Yahweh lays down a rule that Israel must strictly enforce: the complete annihilation of all seven nations they will dispossess in Canaan (vv. 1-2a).

No covenants, no mercy, no marriages (vv. 2b-3).

Why so harsh? These nations would succeed in turning Israel away from Yahweh and toward their gods, causing Israel’s destruction; God wanted to prevent that event (v. 4).

Instead of worshiping the images of these false gods, Israel must wipe them out completely (destroy, break down, cut down, burn) [v. 5].

The nation is the LORD’s holy (separated, set apart from the rest), chosen, and especially treasured people (v. 6).

Lest they become conceited, He nevertheless informs them that He chose them not for any greatness or goodness on their part.

On the contrary, He chose them simply because He wanted to love them and to show His faithfulness to His promise (vv. 7-8; cf. Eph. 1:4-5).
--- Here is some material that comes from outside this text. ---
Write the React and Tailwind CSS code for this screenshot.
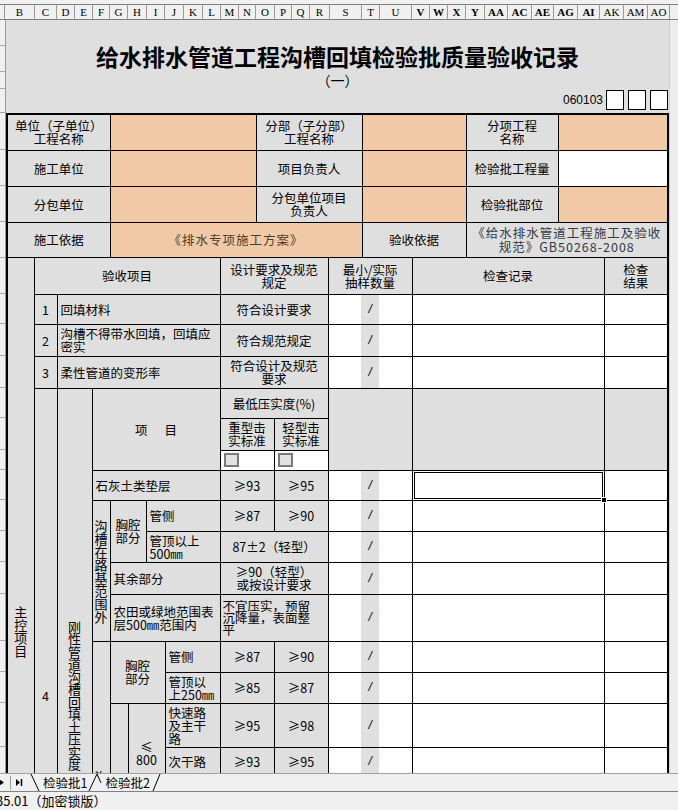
import React from "react";

const cols = [
  ["B", 30], ["C", 22], ["D", 18], ["E", 18], ["F", 17], ["G", 18], ["H", 19], ["I", 18],
  ["J", 19], ["K", 19], ["L", 18], ["M", 18], ["N", 17], ["O", 19], ["P", 17], ["Q", 18],
  ["R", 20], ["S", 32], ["T", 18], ["U", 32], ["V", 18, true], ["W", 18, true], ["X", 18, true],
  ["Y", 19, true], ["AA", 23, true], ["AC", 24, true], ["AE", 22, true], ["AG", 24, true],
  ["AI", 22, true], ["AK", 24], ["AM", 24], ["AO", 22],
];

// row boundaries shown in the little row-header strip on the left
const stripRows = [26, 26, 17, 24, 37, 36, 36, 36, 36, 30, 32, 32, 30, 32, 20, 30, 31, 31, 32, 47, 31, 31, 44, 40];

const cell = "border border-black p-0 text-center align-middle";
const gray = "bg-[#dfdfdf]";
const orange = "bg-[#f1c9a6]";

const V = ({ t, lh = "leading-[13px]" }) => (
  <div className={`mx-auto w-[13px] break-all text-[13px] ${lh}`}>{t}</div>
);

const Check = () => (
  <td className="border border-black p-0 pl-[3px] text-left align-middle bg-white">
    <span className="block w-[15px] h-[14px] border-2 border-[#7a7a7a] bg-[#e2e2e2]" />
  </td>
);

const Tail = ({ sel }) => (
  <>
    <td className="border border-black border-r-0 p-0 bg-white" />
    <td className="border-y border-black p-0 text-center align-middle bg-[#dfdfdf] font-['Liberation_Sans',sans-serif] text-[12px] italic">/</td>
    <td className="border border-black border-l-0 p-0 bg-white" />
    <td className={`${cell} bg-white ${sel ? "relative" : ""}`}>
      {sel && (
        <div className="absolute inset-0 border border-white">
          <div className="h-full w-full border border-black" />
          <div className="absolute -right-[4px] -bottom-[4px] w-[6px] h-[6px] bg-black border border-white" />
        </div>
      )}
    </td>
    <td className={`${cell} bg-white`} />
  </>
);

const Left = ({ children, span = 1, rows = 1 }) => (
  <td colSpan={span} rowSpan={rows} className={`${cell} ${gray} text-left pl-[3px]`}>{children}</td>
);
const G = ({ children, span = 1, rows = 1, extra = "" }) => (
  <td colSpan={span} rowSpan={rows} className={`${cell} ${gray} ${extra}`}>{children}</td>
);

const lowRows = [
  ["快速路<br>及主干<br>路", "≥95", "≥98", 44],
  ["次干路", "≥93", "≥95", 28],
  ["支路", "≥90", "≥92", 28],
  ["快速路<br>及主干<br>路", "≥93", "≥95", 44],
  ["次干路", "≥90", "≥92", 28],
  ["支路", "≥87", "≥90", 28],
  ["快速路<br>及主干<br>路", "≥87", "≥90", 44],
  ["次干路", "≥87", "≥90", 28],
  ["支路", "≥87", "≥90", 28],
];
const depth = ["≤<br>800", "800～<br>1500", "＞<br>1500"];

const Lines = ({ s }) =>
  s.split("<br>").map((p, i) => (
    <React.Fragment key={i}>
      {i > 0 && <br />}
      {p}
    </React.Fragment>
  ));

export default function App() {
  return (
    <div className="w-[678px] h-[810px] overflow-hidden bg-[#dfdfdf] text-black font-['Noto_Sans_CJK_SC',sans-serif]">
      {/* column letters */}
      <div className="h-[20px] bg-[#f0f0f0]">
        <div className="h-[4px]" />
        <div className="flex h-[16px] border-y border-[#7f7f7f] font-['Liberation_Serif',serif] text-[11px] leading-[14px]">
          <div className="w-[5px] border-r border-[#9a9a9a]" />
          {cols.map(([l, w, bold]) => (
            <div
              key={l}
              style={{ width: w }}
              className={`shrink-0 border-r border-[#9a9a9a] text-center ${bold ? "font-bold" : ""}`}
            >
              {l}
            </div>
          ))}
          <div className="flex-1" />
        </div>
      </div>

      {/* sheet */}
      <div className="flex h-[753px] overflow-hidden">
        <div className="w-[6px] shrink-0 flex flex-col bg-[#f0f0f0] border-r border-[#9a9a9a]">
          {stripRows.map((h, i) => (
            <div key={i} style={{ height: h }} className="shrink-0 border-b border-[#a8a8a8]" />
          ))}
        </div>

        <div className="w-[663px] shrink-0">
          <div className="mt-[25px] text-center text-[23px] leading-[23px] font-bold">
            给水排水管道工程沟槽回填检验批质量验收记录
          </div>
          <div className="mt-[4px] text-center text-[14px] leading-[16px]">（一）</div>
          <div className="mt-[2px] flex h-[20px] items-center justify-end gap-[4px] pr-[1px]">
            <span className="mr-[-1px] font-['Liberation_Sans',sans-serif] text-[12px]">060103</span>
            <span className="h-[20px] w-[18px] border border-black bg-white" />
            <span className="h-[20px] w-[18px] border border-black bg-white" />
            <span className="h-[20px] w-[18px] border border-black bg-white" />
          </div>

          <div className="mt-[3px] border-x-2 border-t-2 border-black">
            {/* header info */}
            <div className="border-b border-black">
              <table className="w-full table-fixed border-collapse border-hidden text-[12.5px] leading-[13px]">
                <colgroup>
                  <col className="w-[102px]" />
                  <col className="w-[146px]" />
                  <col className="w-[106px]" />
                  <col className="w-[104px]" />
                  <col className="w-[92px]" />
                  <col className="w-[109px]" />
                </colgroup>
                <tbody>
                  <tr className="h-[35px]">
                    <G>单位（子单位）<br />工程名称</G>
                    <td className={`${cell} ${orange}`} />
                    <G>分部（子分部）<br />工程名称</G>
                    <td className={`${cell} ${orange}`} />
                    <G>分项工程<br />名称</G>
                    <td className={`${cell} ${orange}`} />
                  </tr>
                  <tr className="h-[36px]">
                    <G>施工单位</G>
                    <td className={`${cell} ${orange}`} />
                    <G>项目负责人</G>
                    <td className={`${cell} ${orange}`} />
                    <G>检验批工程量</G>
                    <td className={`${cell} bg-white`} />
                  </tr>
                  <tr className="h-[36px]">
                    <G>分包单位</G>
                    <td className={`${cell} ${orange}`} />
                    <G>分包单位项目<br />负责人</G>
                    <td className={`${cell} ${orange}`} />
                    <G>检验批部位</G>
                    <td className={`${cell} ${orange}`} />
                  </tr>
                  <tr className="h-[35px]">
                    <G>施工依据</G>
                    <td colSpan={2} className={`${cell} ${orange} text-[#4a3d28] tracking-[1px]`}>《排水专项施工方案》</td>
                    <G>验收依据</G>
                    <G span={2} extra="text-[#333a44] leading-[14px] tracking-[1px]">
                      《给水排水管道工程施工及验收<br />规范》GB50268-2008
                    </G>
                  </tr>
                </tbody>
              </table>
            </div>

            {/* main control items */}
            <table className="w-full table-fixed border-collapse border-hidden text-[12.5px] leading-[13px]">
              <colgroup>
                <col className="w-[26px]" />
                <col className="w-[23px]" />
                <col className="w-[35px]" />
                <col className="w-[18px]" />
                <col className="w-[18px]" />
                <col className="w-[18px]" />
                <col className="w-[19px]" />
                <col className="w-[55px]" />
                <col className="w-[54px]" />
                <col className="w-[54px]" />
                <col className="w-[33px]" />
                <col className="w-[18px]" />
                <col className="w-[33px]" />
                <col className="w-[192px]" />
                <col className="w-[63px]" />
              </colgroup>
              <tbody>
                <tr className="h-[36px]">
                  <G rows={23}><V t="主控项目" /></G>
                  <G span={7}>验收项目</G>
                  <G span={2}>设计要求及规范<br />规定</G>
                  <G span={3}>最小/实际<br />抽样数量</G>
                  <G>检查记录</G>
                  <G>检查<br />结果</G>
                </tr>
                <tr className="h-[30px]">
                  <G>1</G>
                  <Left span={6}>回填材料</Left>
                  <G span={2}>符合设计要求</G>
                  <Tail />
                </tr>
                <tr className="h-[32px]">
                  <G>2</G>
                  <Left span={6}>沟槽不得带水回填，回填应<br />密实</Left>
                  <G span={2}>符合规范规定</G>
                  <Tail />
                </tr>
                <tr className="h-[32px]">
                  <G>3</G>
                  <Left span={6}>柔性管道的变形率</Left>
                  <G span={2}>符合设计及规范<br />要求</G>
                  <Tail />
                </tr>
                <tr className="h-[30px]">
                  <G rows={19}>4</G>
                  <G rows={19}><V t="刚性管道沟槽回填土压实度" lh="leading-[12.5px]" /></G>
                  <G span={5} rows={3}>
                    项<span className="inline-block w-[17px]" />目
                  </G>
                  <G span={2}>最低压实度(%)</G>
                  <G span={3} rows={3} />
                  <G rows={3} />
                  <G rows={3} />
                </tr>
                <tr className="h-[32px]">
                  <G>重型击<br />实标准</G>
                  <G>轻型击<br />实标准</G>
                </tr>
                <tr className="h-[20px]">
                  <Check />
                  <Check />
                </tr>
                <tr className="h-[30px]">
                  <Left span={5}>石灰土类垫层</Left>
                  <G>≥93</G>
                  <G>≥95</G>
                  <Tail sel />
                </tr>
                <tr className="h-[31px]">
                  <G rows={4}><V t="沟槽在路基范围外" /></G>
                  <G span={2} rows={2}>胸腔<br />部分</G>
                  <Left span={2}>管侧</Left>
                  <G>≥87</G>
                  <G>≥90</G>
                  <Tail />
                </tr>
                <tr className="h-[31px]">
                  <Left span={2}>管顶以上<br />500㎜</Left>
                  <G span={2}>87±2（轻型）</G>
                  <Tail />
                </tr>
                <tr className="h-[32px]">
                  <Left span={4}>其余部分</Left>
                  <G span={2}>≥90（轻型）<br />或按设计要求</G>
                  <Tail />
                </tr>
                <tr className="h-[47px]">
                  <Left span={4}>农田或绿地范围表<br />层500㎜范围内</Left>
                  <td colSpan={2} className={`${cell} ${gray} text-left pl-[2px] leading-[12px]`}>
                    不宜压实，预留<br />沉降量，表面整<br />平
                  </td>
                  <Tail />
                </tr>
                <tr className="h-[31px]">
                  <G rows={11}><V t="沟槽在路基范围内" /></G>
                  <G span={3} rows={2}>胸腔<br />部分</G>
                  <Left>管侧</Left>
                  <G>≥87</G>
                  <G>≥90</G>
                  <Tail />
                </tr>
                <tr className="h-[31px]">
                  <Left>管顶以<br />上250㎜</Left>
                  <G>≥85</G>
                  <G>≥87</G>
                  <Tail />
                </tr>
                {lowRows.map(([label, a, b, h], i) => (
                  <tr key={i} style={{ height: h }}>
                    {i === 0 && <G rows={9}><V t="由路槽底算起的深度范围（㎜）" /></G>}
                    {i % 3 === 0 && (
                      <G span={2} rows={3}><Lines s={depth[i / 3]} /></G>
                    )}
                    <Left><Lines s={label} /></Left>
                    <G>{a}</G>
                    <G>{b}</G>
                    <Tail />
                  </tr>
                ))}
              </tbody>
            </table>
          </div>
        </div>

        <div className="flex-1 bg-[#ededed] border-l border-[#d0d0d0]" />
      </div>

      {/* sheet tabs */}
      <div className="flex h-[18px] items-stretch border-t border-[#a0a0a0] bg-[#f0f0f0] text-[12.5px] leading-[17px]">
        <svg width="30" height="17" className="shrink-0">
          <polygon points="-1,5 4,8.5 -1,12" fill="#000" />
          <line x1="10.5" y1="2" x2="10.5" y2="16" stroke="#9a9a9a" />
          <polygon points="16,5 20,8.5 16,12" fill="#000" />
          <line x1="21.5" y1="5" x2="21.5" y2="12" stroke="#000" strokeWidth="1.5" />
        </svg>
        <svg width="11" height="17" className="shrink-0">
          <line x1="1" y1="0" x2="9" y2="17" stroke="#000" />
        </svg>
        <span className="shrink-0 pl-[2px]">检验批1</span>
        <svg width="18" height="17" className="shrink-0">
          <line x1="2" y1="17" x2="10" y2="0" stroke="#000" />
          <line x1="10" y1="0" x2="14" y2="9" stroke="#000" />
        </svg>
        <span className="shrink-0">检验批2</span>
        <svg width="12" height="17" className="shrink-0">
          <line x1="3" y1="17" x2="10" y2="0" stroke="#000" />
        </svg>
      </div>

      {/* status bar */}
      <div className="h-[19px] border-t border-[#808080] bg-[#f0f0f0] text-[13px] leading-[18px]">
        <span className="ml-[-4px]">35.01（加密锁版）</span>
      </div>
    </div>
  );
}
Israel must acknowledge these truths about the LORD: He is a faithful, covenant-keeping God with those who love Him, and a faithful Judge of those who hate Him (vv. 9-10; cf. Ex. 20:5, 6).

Israel must therefore observe/do/obey the LORD’s commands (v. 11).

Obedience meets with Yahweh’s continual covenant mercy: love manifested by manifold blessings—children (v. 13a), abundant agricultural and livestock reproduction (v. 13b), good health (v. 15), and overwhelming military victories (v. 16).

By remembering the LORD’s judgments upon Egypt and His presence among them, Israel will triumph over their fears of their present foes (vv. 17-19, 21).

God’s “hornet” will gradually drive out the concealed remnant until Israel destroys them and their kings (vv. 20, 23-24).

[The text does not reveal the identity of this “hornet”].

Israel must burn their enemies’ idols, not coveting their gold plating; instead, hatred of the polluting influence that the abomination would produce in their homes must imbue their hearts (vv. 25-26).

Deuteronomy 8

Moses stresses that Israel should neglect no commandment, but obey all of them if they desire to live and grow (v. 1).

God’s people should know the LORD’s purposes in leading them through forty years of trial: to humble them and to teach them about their own hearts (v. 2).

Having to subsist upon the unknown manna humbled Israel by showing them that they needed to depend upon God and His word to live, not upon their own resources (v. 3).

The LORD also miraculously provided their clothing and health needs for forty years (v. 4).

The nation should also consider that Yahweh has chastened them as His children (v. 5); that they live up to the Name, therefore, is imperative (v. 6).

The LORD has prepared a beautiful, bountiful Land for Israel to inherit; they must learn to thank Him for it (vv. 7-10).

Moses admonishes Israel not to become proud and not to forget (v. 14a) the God Who

(1) redeemed them from Egypt (v. 14b),

(2) led them through the “great and terrible wilderness,” miraculously providing water and manna for them there (vv. 15-16), and then

(3) gave them abundant prosperity in a Land rich in natural resources (vv. 12-13).

They must not say that they earned what they have without His power (v. 17); instead, they should remember that Yahweh enabled them to become rich.

If they give Him the glory, He will establish His covenant with them (v. 18).

Otherwise, Israel will perish in a manner not unlike the nations that the LORD is destroying before them (vv. 19-20).

[When believers do not obey God, they behave just like the world, and thus should not expect God to shower them with His grace].